* PROBLEM TO WORK ON
Show all lines holding the string "components".
= = =
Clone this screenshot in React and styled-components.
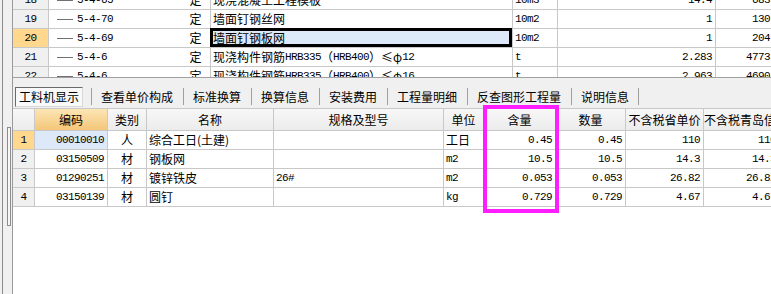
import styled, { createGlobalStyle } from "styled-components";

const GlobalStyle = createGlobalStyle`
  html, body {
    margin: 0;
    padding: 0;
    background: #ffffff;
  }
  body {
    font-family: "Noto Sans CJK SC", "Liberation Sans", sans-serif;
    font-size: 12px;
    color: #000;
  }
`;

const TOP_COLS = "36px 132px 30px 302px 45px 158px 58px";
const BOTTOM_COLS = "22px 73px 39px 127px 170px 40px 72px 70px 78px 76px";

const Window = styled.div`
  position: relative;
  display: flex;
  width: 771px;
  height: 294px;
  overflow: hidden;
  background: #f0f0f0;
`;

const Gutter = styled.div`
  display: flex;
  flex-direction: column;
  align-items: flex-start;
  flex: 0 0 13px;
  box-sizing: border-box;
  padding: 127px 0 0 7px;
  border-right: 1px solid #9a9a9a;
  background: linear-gradient(
    to right,
    #f0f0f0 0 2px,
    #8c8c8c 2px 3px,
    #f0f0f0 3px
  );
`;

const Handle = styled.div`
  width: 4px;
  height: 99px;
  box-sizing: border-box;
  border: 1px solid #8c8c8c;
  background: #f7f7f7;
`;

const Main = styled.div`
  display: flex;
  flex-direction: column;
  flex: 1;
  min-width: 0;
  overflow: hidden;
`;

// upper grid
const TopGrid = styled.div`
  height: 77px;
  overflow: hidden;
  background: #fff;
  border-bottom: 1px solid #a0a0a0;
`;

const TopBody = styled.div`
  margin-top: -9px;
`;

const Row = styled.div`
  display: grid;
  grid-template-columns: ${(p) => p.cols};
  height: ${(p) => p.h || 19}px;
  width: max-content;
`;

const Cell = styled.div`
  position: relative;
  display: flex;
  align-items: center;
  justify-content: ${(p) =>
    p.align === "right" ? "flex-end" : p.align === "center" ? "center" : "flex-start"};
  box-sizing: border-box;
  padding: 0 ${(p) => (p.align === "right" ? "3px" : "0")} 0
    ${(p) => (p.align === "left" ? "2px" : "0")};
  border-right: ${(p) => (p.noRight ? "none" : "1px solid #c8c8c8")};
  border-bottom: 1px solid #c8c8c8;
  background: ${(p) => p.bg || "transparent"};
  white-space: nowrap;
  overflow: hidden;
  line-height: 18px;
`;

const SelectedCell = styled(Cell)`
  overflow: visible;
  &::after {
    content: "";
    position: absolute;
    top: -1px;
    left: -1px;
    right: 0;
    bottom: 0;
    border: 3px solid #000;
    pointer-events: none;
  }
`;

const Mono = styled.span`
  font-family: "Liberation Mono", "DejaVu Sans Mono", monospace;
  font-size: 11px;
  letter-spacing: -0.6px;
`;

const TreeLine = styled.span`
  display: inline-block;
  width: 16px;
  height: 1px;
  margin: 0 4px 0 8px;
  background: #707070;
`;

// tabs
const TabBar = styled.div`
  display: flex;
  align-items: center;
  height: 21px;
  margin-top: 8px;
  padding-left: 2px;
`;

const ActiveTab = styled.div`
  display: flex;
  align-items: center;
  justify-content: center;
  box-sizing: border-box;
  width: 68px;
  height: 20px;
  margin-right: 8px;
  border: 1px solid #d8d8d8;
  border-top-color: #6a6a6a;
  border-left-color: #6a6a6a;
  background: #f9f9f9;
`;

const Tab = styled.div`
  display: flex;
  align-items: center;
  height: 21px;
  padding: 0 10px;
  position: relative;
  &::before {
    content: "";
    position: absolute;
    left: 0;
    top: 2px;
    bottom: 2px;
    width: 1px;
    background: #a0a0a0;
  }
  &:last-child::after {
    content: "";
    position: absolute;
    right: 0;
    top: 2px;
    bottom: 2px;
    width: 1px;
    background: #a0a0a0;
  }
`;

// lower grid
const BottomGrid = styled.div`
  flex: 1;
  margin-top: 1px;
  background: #fff;
  border-top: 1px solid #c8c8c8;
  overflow: hidden;
`;

const HeadCell = styled(Cell)`
  display: block;
  text-align: center;
  padding: 0;
  line-height: 21px;
  background: ${(p) =>
    p.hot
      ? "linear-gradient(#fce6b4, #f4c679)"
      : "linear-gradient(#f7f7f7, #ececec)"};
`;

const Highlight = styled.div`
  position: absolute;
  left: 483px;
  top: 105px;
  width: 76px;
  height: 108px;
  box-sizing: border-box;
  border: 4px solid #ff1eff;
  pointer-events: none;
`;

const ROWNUM_BG = "#f0f0f0";
const ROWNUM_SEL = "#ffd78d";
const CELL_SEL = "#dde9f9";

const topRows = [
  { n: "18", code: "5-4-65", name: "现浇混凝土工程模板", unit: "10m3", qty: "14.4", price: "683" },
  { n: "19", code: "5-4-70", name: "墙面钉钢丝网", unit: "10m2", qty: "1", price: "130" },
  { n: "20", code: "5-4-69", name: "墙面钉钢板网", unit: "10m2", qty: "1", price: "204", sel: true },
  { n: "21", code: "5-4-6", rebar: "12", unit: "t", qty: "2.283", price: "4773" },
  { n: "22", code: "5-4-6", rebar: "16", unit: "t", qty: "2.963", price: "4690" },
];

const materials = [
  { n: "1", code: "00010010", kind: "人", name: "综合工日(土建)", spec: "", unit: "工日", amt: "0.45", qty: "0.45", p1: "110", p2: "110" },
  { n: "2", code: "03150509", kind: "材", name: "钢板网", spec: "", unit: "m2", amt: "10.5", qty: "10.5", p1: "14.3", p2: "14.3" },
  { n: "3", code: "01290251", kind: "材", name: "镀锌铁皮", spec: "26#", unit: "m2", amt: "0.053", qty: "0.053", p1: "26.82", p2: "26.82" },
  { n: "4", code: "03150139", kind: "材", name: "圆钉", spec: "", unit: "kg", amt: "0.729", qty: "0.729", p1: "4.67", p2: "4.67" },
];

const tabs = ["查看单价构成", "标准换算", "换算信息", "安装费用", "工程量明细", "反查图形工程量", "说明信息"];
const headers = ["编码", "类别", "名称", "规格及型号", "单位", "含量", "数量", "不含税省单价", "不含税青岛信息价"];

const rebarName = (d) => (
  <>
    现浇构件钢筋<Mono>HRB335</Mono>（<Mono>HRB400</Mono>）≤φ<Mono>{d}</Mono>
  </>
);

const isMono = (s) => /^[0-9a-zA-Z#.]+$/.test(s);

const App = () => {
  return (
    <>
      <GlobalStyle />
      <Window>
        <Gutter>
          <Handle />
        </Gutter>
        <Main>
          <TopGrid>
            <TopBody>
              {topRows.map((r) => {
                const NameCell = r.sel ? SelectedCell : Cell;
                return (
                  <Row cols={TOP_COLS} key={r.n}>
                    <Cell align="center" bg={r.sel ? ROWNUM_SEL : ROWNUM_BG}>
                      <Mono>{r.n}</Mono>
                    </Cell>
                    <Cell noRight>
                      <TreeLine />
                      <Mono>{r.code}</Mono>
                    </Cell>
                    <Cell align="center">定</Cell>
                    <NameCell align="left" bg={r.sel ? CELL_SEL : undefined}>
                      {r.rebar ? rebarName(r.rebar) : r.name}
                    </NameCell>
                    <Cell align="left">
                      <Mono>{r.unit}</Mono>
                    </Cell>
                    <Cell align="right">
                      <Mono>{r.qty}</Mono>
                    </Cell>
                    <Cell align="right">
                      <Mono>{r.price}</Mono>
                    </Cell>
                  </Row>
                );
              })}
            </TopBody>
          </TopGrid>

          <TabBar>
            <ActiveTab>工料机显示</ActiveTab>
            {tabs.map((t) => (
              <Tab key={t}>{t}</Tab>
            ))}
          </TabBar>

          <BottomGrid>
            <Row cols={BOTTOM_COLS} h={22}>
              <HeadCell />
              {headers.map((h, i) => (
                <HeadCell key={h} hot={i === 0}>
                  {h}
                </HeadCell>
              ))}
            </Row>
            {materials.map((m, i) => (
              <Row cols={BOTTOM_COLS} key={m.n}>
                <Cell align="center" bg={i === 0 ? ROWNUM_SEL : ROWNUM_BG}>
                  <Mono>{m.n}</Mono>
                </Cell>
                <Cell align="right" bg={i === 0 ? CELL_SEL : undefined}>
                  <Mono>{m.code}</Mono>
                </Cell>
                <Cell align="center">{m.kind}</Cell>
                <Cell align="left">{m.name}</Cell>
                <Cell align="left">
                  <Mono>{m.spec}</Mono>
                </Cell>
                <Cell align="left">{isMono(m.unit) ? <Mono>{m.unit}</Mono> : m.unit}</Cell>
                <Cell align="right">
                  <Mono>{m.amt}</Mono>
                </Cell>
                <Cell align="right">
                  <Mono>{m.qty}</Mono>
                </Cell>
                <Cell align="right">
                  <Mono>{m.p1}</Mono>
                </Cell>
                <Cell align="right">
                  <Mono>{m.p2}</Mono>
                </Cell>
              </Row>
            ))}
          </BottomGrid>
        </Main>
        <Highlight />
      </Window>
    </>
  );
};

export default App;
= = =
* COMPLETE RESPONSE
Clone this screenshot in React and styled-components.
import styled, { createGlobalStyle } from "styled-components";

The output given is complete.